7° Si vous posez l’un sur l’autre deux corps aussi polis qu’ils puissent être, soit acier, soit étain, soit cristal, vous ne pourrez plus les séparer que difficilement ; et si vous mettez entre eux quelque matière qui remplisse les inégalités de leurs surfaces, comme de la poix, alors vous ne pouvez plus les séparer du tout. Pourquoi ? Parce que les parties de la poix touchent immédiatement les parties de ces verres, qui ne se touchaient pas ainsi auparavant. Alors l’attraction augmente à proportion de la plénitude du contact.
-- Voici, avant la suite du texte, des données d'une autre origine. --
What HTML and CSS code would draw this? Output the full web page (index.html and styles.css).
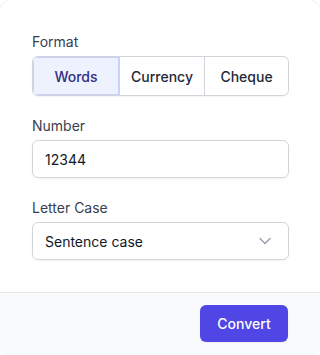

8° Pourquoi les tubes qu’on nomme capillaires attirent-ils dans leur capacité toutes les liqueurs dans lesquelles on les plonge ? Ce n’est pas, encore une fois, l’air qui en est la cause : car la pesanteur de l’air, qui fait monter le mercure à près de 28 pouces dans le baromètre, ne peut le faire du tout dans le tube capillaire ; de plus cette expérience des liqueurs, montant dans cette extrêmement petite capacité, se fait dans la machine pneumatique comme dans l’air. L’éther, la matière subtile n’y ferait pas davantage. Au contraire, elle presserait la cavité de ce tuyau, elle empêcherait l’eau d’y monter.
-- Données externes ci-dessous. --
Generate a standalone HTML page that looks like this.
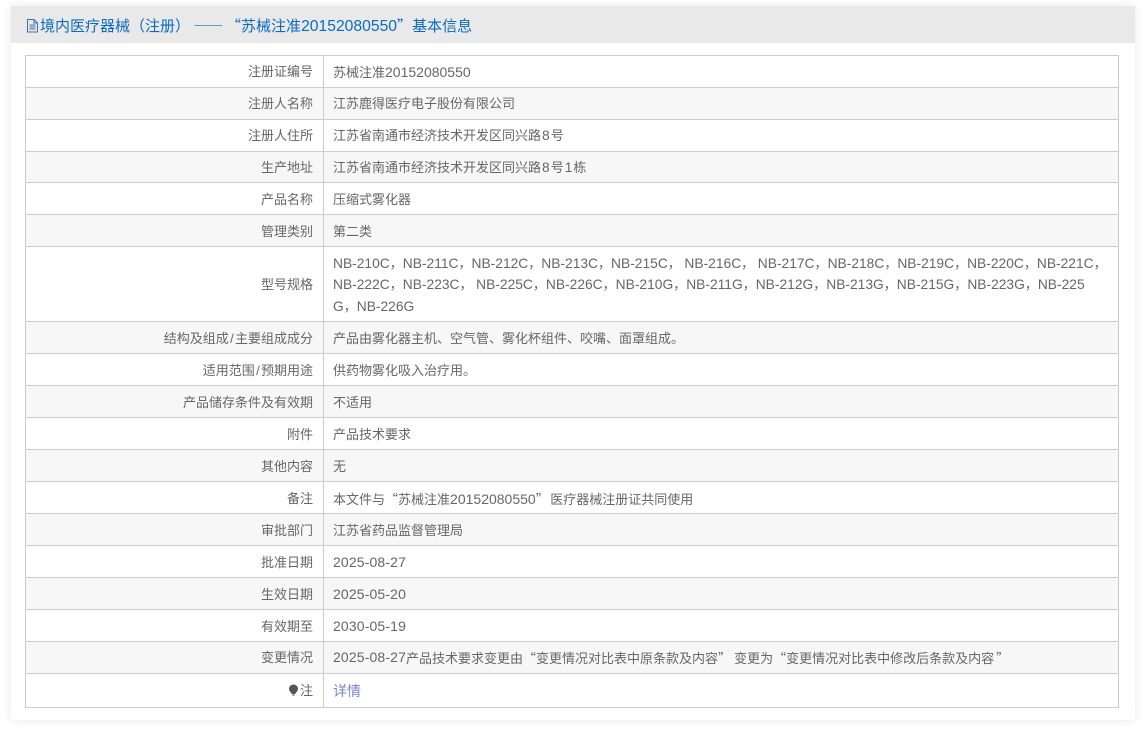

C’est donc l’attraction seule du haut du verre qui est la cause de ce phénomène. La preuve en est palpable.

1° L’eau monte toujours d’autant plus dans ces tubes capillaires qu’ils sont plus longs ; et l’air, au contraire, ne laisse jamais monter le mercure à plus de hauteur que sa pesanteur n’en détermine, quelque longueur qu’ait le baromètre.

2° L’altération de la pesanteur de l’air, de son élasticité, fait varier la hauteur du mercure dans le même baromètre, et jamais la hauteur de l’eau ne varie dans le même tube capillaire, parce que l’attraction est toujours la même.

Maintenant, si cette force domine sur tous les corps, elle doit entrer pour beaucoup dans une infinité d’expériences de physique et de chimie dont on n’a jamais su se rendre raison.

Les actions des acides sur les alcalis pourraient bien être des chimères philosophiques, aussi bien que les tourbillons. On n’a jamais pu définir ce que c’est qu’un acide et un alcali ; quand on a bien assigné les propriétés de l’un, on trouve à la première expérience que ces propriétés appartiennent aussi à l’autre ; ainsi tout ce qu’on sait jusqu’à présent, c’est qu’il y a des corps qui fermentent avec d’autres corps, et rien de plus. Mais si on songe qu’il y a une force réelle dans la nature, qui opère la gravitation de tous les corps les uns vers les autres, on pourra croire que cette force est la cause de toutes les dissolutions des corps et de leurs plus grandes effervescences.